DATASET EXTRACT -

______

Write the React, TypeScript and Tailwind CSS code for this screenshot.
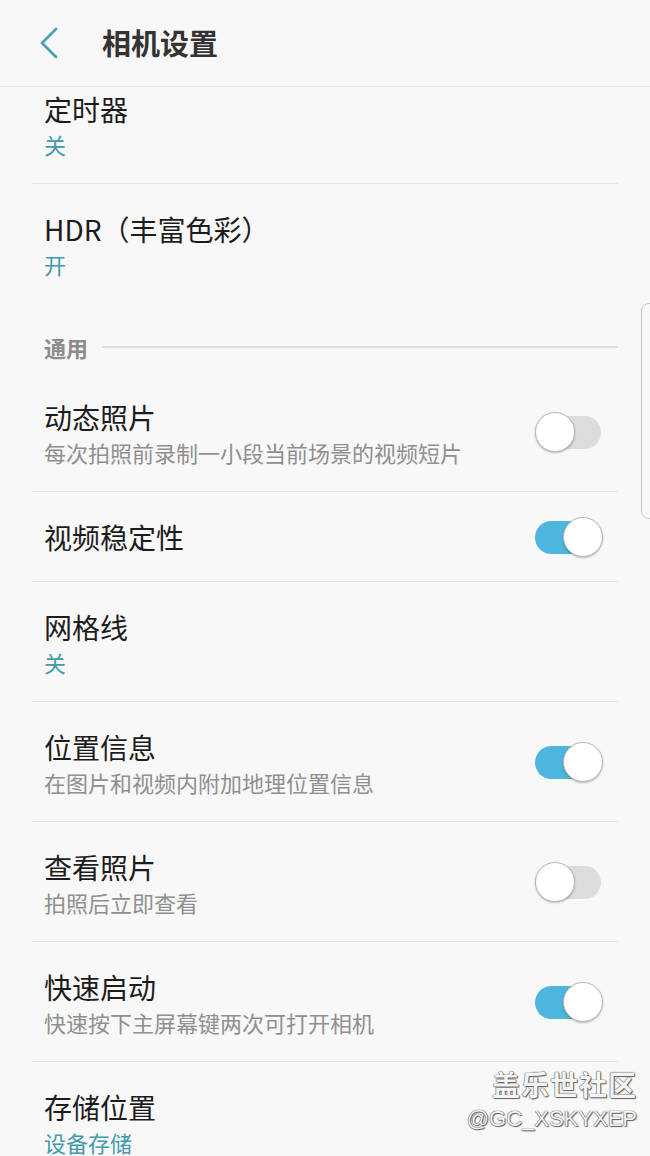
import React from 'react';

// ── Pieces ─────────────────────────────────────────────────────────────

function Toggle({ on }: { on: boolean }) {
  return (
    <div className="relative w-[68px] h-[40px] flex-shrink-0">
      <div
        className={`absolute left-0 top-[4px] w-[66px] h-[33px] rounded-full ${on ? 'bg-[#4db6de]' : 'bg-[#dcdcdc]'}`}
      />
      <div
        className={`absolute top-0 w-[40px] h-[40px] rounded-full bg-white border border-[#b9b9b9] shadow-[0_1px_2px_rgba(0,0,0,0.25)] ${on ? 'left-[28px]' : 'left-0'}`}
      />
    </div>
  );
}

type Row = {
  title: string;
  sub?: string;
  value?: string;
  toggle?: boolean;
};

function SettingRow({ row, last }: { row: Row; last?: boolean }) {
  const twoLine = !!(row.sub || row.value);
  return (
    <div className={`flex items-center pl-[12px] pr-[15px] ${last ? '' : 'border-b border-[#e4e4e4]'} ${twoLine ? 'h-[120px]' : 'h-[90px]'}`}>
      <div className={`flex-1 min-w-0 ${twoLine ? 'pt-[4px]' : ''}`}>
        <div className="text-[28px] leading-[36px] text-[#1c1c1c]">{row.title}</div>
        {row.sub && <div className="text-[22px] leading-[34px] text-[#8f8f8f]">{row.sub}</div>}
        {row.value && <div className="text-[22px] leading-[34px] text-[#4399ad]">{row.value}</div>}
      </div>
      {row.toggle !== undefined && <Toggle on={row.toggle} />}
    </div>
  );
}

// ── Data ───────────────────────────────────────────────────────────────

const top: Row[] = [
  { title: '定时器', value: '关' },
  { title: 'HDR（丰富色彩）', value: '开' },
];

const general: Row[] = [
  { title: '动态照片', sub: '每次拍照前录制一小段当前场景的视频短片', toggle: false },
  { title: '视频稳定性', toggle: true },
  { title: '网格线', value: '关' },
  { title: '位置信息', sub: '在图片和视频内附加地理位置信息', toggle: true },
  { title: '查看照片', sub: '拍照后立即查看', toggle: false },
  { title: '快速启动', sub: '快速按下主屏幕键两次可打开相机', toggle: true },
  { title: '存储位置', value: '设备存储' },
];

// ── Page ───────────────────────────────────────────────────────────────

export default function App() {
  return (
    <div
      className="relative w-[650px] h-[1156px] overflow-hidden bg-[#f8f8f8]"
      style={{ fontFamily: '"Noto Sans CJK SC", "Noto Sans", sans-serif' }}
    >
      <div className="h-[87px] flex items-center border-b border-[#e2e2e2] bg-[#f8f8f8]">
        <svg className="ml-[36px] w-[26px] h-[34px]" viewBox="0 0 26 34" fill="none">
          <path d="M20 3 L6 17 L20 31" stroke="#4d9fb2" strokeWidth="2.8" strokeLinecap="round" strokeLinejoin="round" />
        </svg>
        <div className="ml-[40px] text-[29px] font-bold text-[#333] leading-none pb-[2px]">相机设置</div>
      </div>

      <div className="mx-[32px] mt-[-23px]">
        {top.map((r, i) => (
          <SettingRow key={r.title} row={r} last={i === top.length - 1} />
        ))}

        <div className="h-[68px] flex items-center gap-[14px] pl-[12px] pt-[18px]">
          <span className="text-[22px] leading-[36px] font-bold text-[#8c8c8c]">通用</span>
          <div className="flex-1 h-[2px] bg-[#e0e0e0]" />
        </div>

        {general.map((r) => (
          <SettingRow key={r.title} row={r} />
        ))}
      </div>

      <div className="absolute left-[641px] top-[303px] w-[20px] h-[216px] rounded-l-[8px] border border-[#c4c4c4] bg-[#f8f8f8]" />

      <div className="absolute right-[13px] top-[1066px] flex flex-col items-end text-[#f4f4f4] [text-shadow:0_0_1px_#444,0_0_1px_#444,1px_1px_1px_#666]">
        <div className="text-[28px] leading-[36px] font-bold tracking-[1px]">盖乐世社区</div>
        <div className="text-[22px] leading-[34px]" style={{ fontFamily: '"Liberation Sans", sans-serif' }}>@GC_XSKYXEP</div>
      </div>
    </div>
  );
}
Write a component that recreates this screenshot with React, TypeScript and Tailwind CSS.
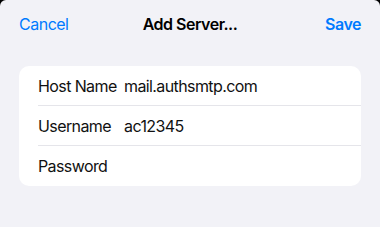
export default function App() {
    const rows = [
        { label: "Host Name", value: "mail.authsmtp.com" },
        { label: "Username", value: "ac12345" },
        { label: "Password", value: "" },
    ];

    return (
        <div className="w-[380px] h-[227px] bg-black font-['Inter',sans-serif]">
            <div className="h-full rounded-t-[6px] bg-[#f2f2f7] px-[19px]">
                <div className="grid grid-cols-[1fr_auto_1fr] items-center h-[47px] text-[16px] tracking-[-0.5px]">
                    <button className="justify-self-start text-[#007aff]">Cancel</button>
                    <span className="font-semibold text-black">Add Server...</span>
                    <button className="justify-self-end text-[#007aff] font-semibold">Save</button>
                </div>
                <div className="mt-[19px] bg-white rounded-[10px] pl-[19px]">
                    {rows.map((row, i) => (
                        <div
                            key={row.label}
                            className={`flex items-center h-[40px] text-[16px] tracking-[-0.6px] text-[#111] ${i < rows.length - 1 ? "border-b border-[#e5e5ea]" : ""}`}
                        >
                            <span className="w-[86px] shrink-0">{row.label}</span>
                            <span>{row.value}</span>
                        </div>
                    ))}
                </div>
            </div>
        </div>
    );
}
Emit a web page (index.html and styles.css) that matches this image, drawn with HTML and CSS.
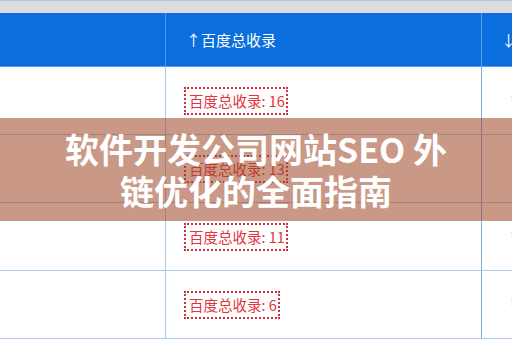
FILE: index.html
```html
<!DOCTYPE html>
<html lang="zh-CN">
<head>
<meta charset="utf-8">
<link rel="stylesheet" href="styles.css">
</head>
<body>
<div class="page">
  <div class="strip"></div>
  <div class="table">
    <div class="row head">
      <div class="cell c1"></div>
      <div class="cell c2"><span class="hd">↑百度总收录</span></div>
      <div class="cell c3"><span class="hd hd3">↓权重</span></div>
    </div>
    <div class="row">
      <div class="cell c1"></div>
      <div class="cell c2"><span class="tag">百度总收录: 16</span></div>
      <div class="cell c3"><span class="val">暂无</span></div>
    </div>
    <div class="row">
      <div class="cell c1"><span class="tag edge">&nbsp;</span></div>
      <div class="cell c2"><span class="tag">百度总收录: 13</span></div>
      <div class="cell c3"><span class="val">暂无</span></div>
    </div>
    <div class="row">
      <div class="cell c1"></div>
      <div class="cell c2"><span class="tag">百度总收录: 11</span></div>
      <div class="cell c3"><span class="val">暂无</span></div>
    </div>
    <div class="row">
      <div class="cell c1"></div>
      <div class="cell c2"><span class="tag">百度总收录: 6</span></div>
      <div class="cell c3"><span class="val">暂无</span></div>
    </div>
  </div>
  <div class="banner">
    <h1 class="title">软件开发公司网站SEO 外<br>链优化的全面指南</h1>
  </div>
</div>
</body>
</html>
```
FILE: styles.css
```css
html, body {
  margin: 0;
  padding: 0;
  background: #ffffff;
}
body {
  width: 512px;
  height: 340px;
  overflow: hidden;
  font-family: "Noto Sans CJK SC", "Noto Sans", sans-serif;
}
.page {
  position: relative;
  width: 512px;
  height: 340px;
  overflow: hidden;
}
.strip {
  height: 12px;
  background: #dddddd;
  border-top: 1px solid #a9c7ea;
}
.table {
  display: flex;
  flex-direction: column;
}
.row {
  display: grid;
  grid-template-columns: 166px 316px 120px;
  height: 68px;
  box-sizing: border-box;
  border-bottom: 1px solid #adc9e4;
}
.row.head {
  height: 54px;
  background: #0a6fdc;
  border-bottom: 1px solid #5b9ded;
}
.cell {
  display: flex;
  align-items: center;
  box-sizing: border-box;
  white-space: nowrap;
  overflow: visible;
}
.c1 {
  border-right: 1px solid #a7cbee;
}
.c2 {
  border-right: 1px solid #7ea8e6;
  padding-left: 18px;
}
.head .c1 {
  border-right-color: #4f97ec;
}
.head .c2 {
  border-right-color: #5a9cf0;
  padding-left: 20px;
}
.c3 {
  padding-left: 29px;
}
.head .c3 {
  padding-left: 19px;
}
.hd {
  color: #ffffff;
  font-size: 15px;
  line-height: 20px;
}
.tag {
  display: inline-block;
  border: 2px dotted #cf2f3a;
  padding: 1px 1px 1px 3px;
  color: #e3353c;
  font-size: 14.5px;
  line-height: 22px;
}
.tag.edge {
  margin-left: -100px;
  width: 96px;
  height: 26px;
  padding: 0;
}
.val {
  color: #333333;
  font-size: 14px;
  line-height: 20px;
}
.banner {
  position: absolute;
  left: 0;
  top: 118px;
  width: 512px;
  height: 103px;
  background: rgba(157, 68, 35, 0.55);
  display: flex;
  align-items: center;
  justify-content: center;
}
.title {
  margin: 0;
  color: #ffffff;
  font-family: "Noto Sans CJK SC", "Noto Sans", sans-serif;
  font-weight: 700;
  font-size: 34px;
  line-height: 42px;
  text-align: center;
}
```
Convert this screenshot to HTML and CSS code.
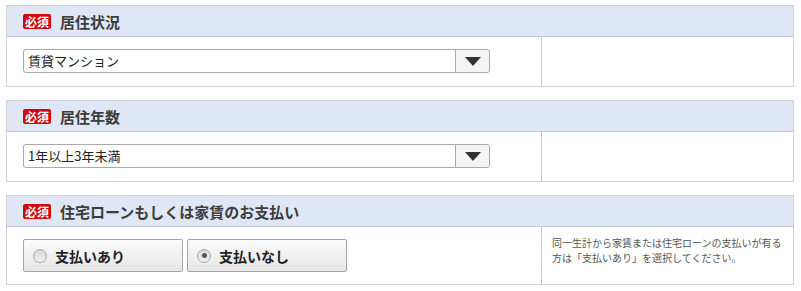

______

REQUIRED WORK - Copy in full each line that holds the word "Write".

RESULT OF THE TASK -
Write the React, TypeScript and Tailwind CSS code for this screenshot.
Write a component that recreates this screenshot with React, TypeScript and Tailwind CSS.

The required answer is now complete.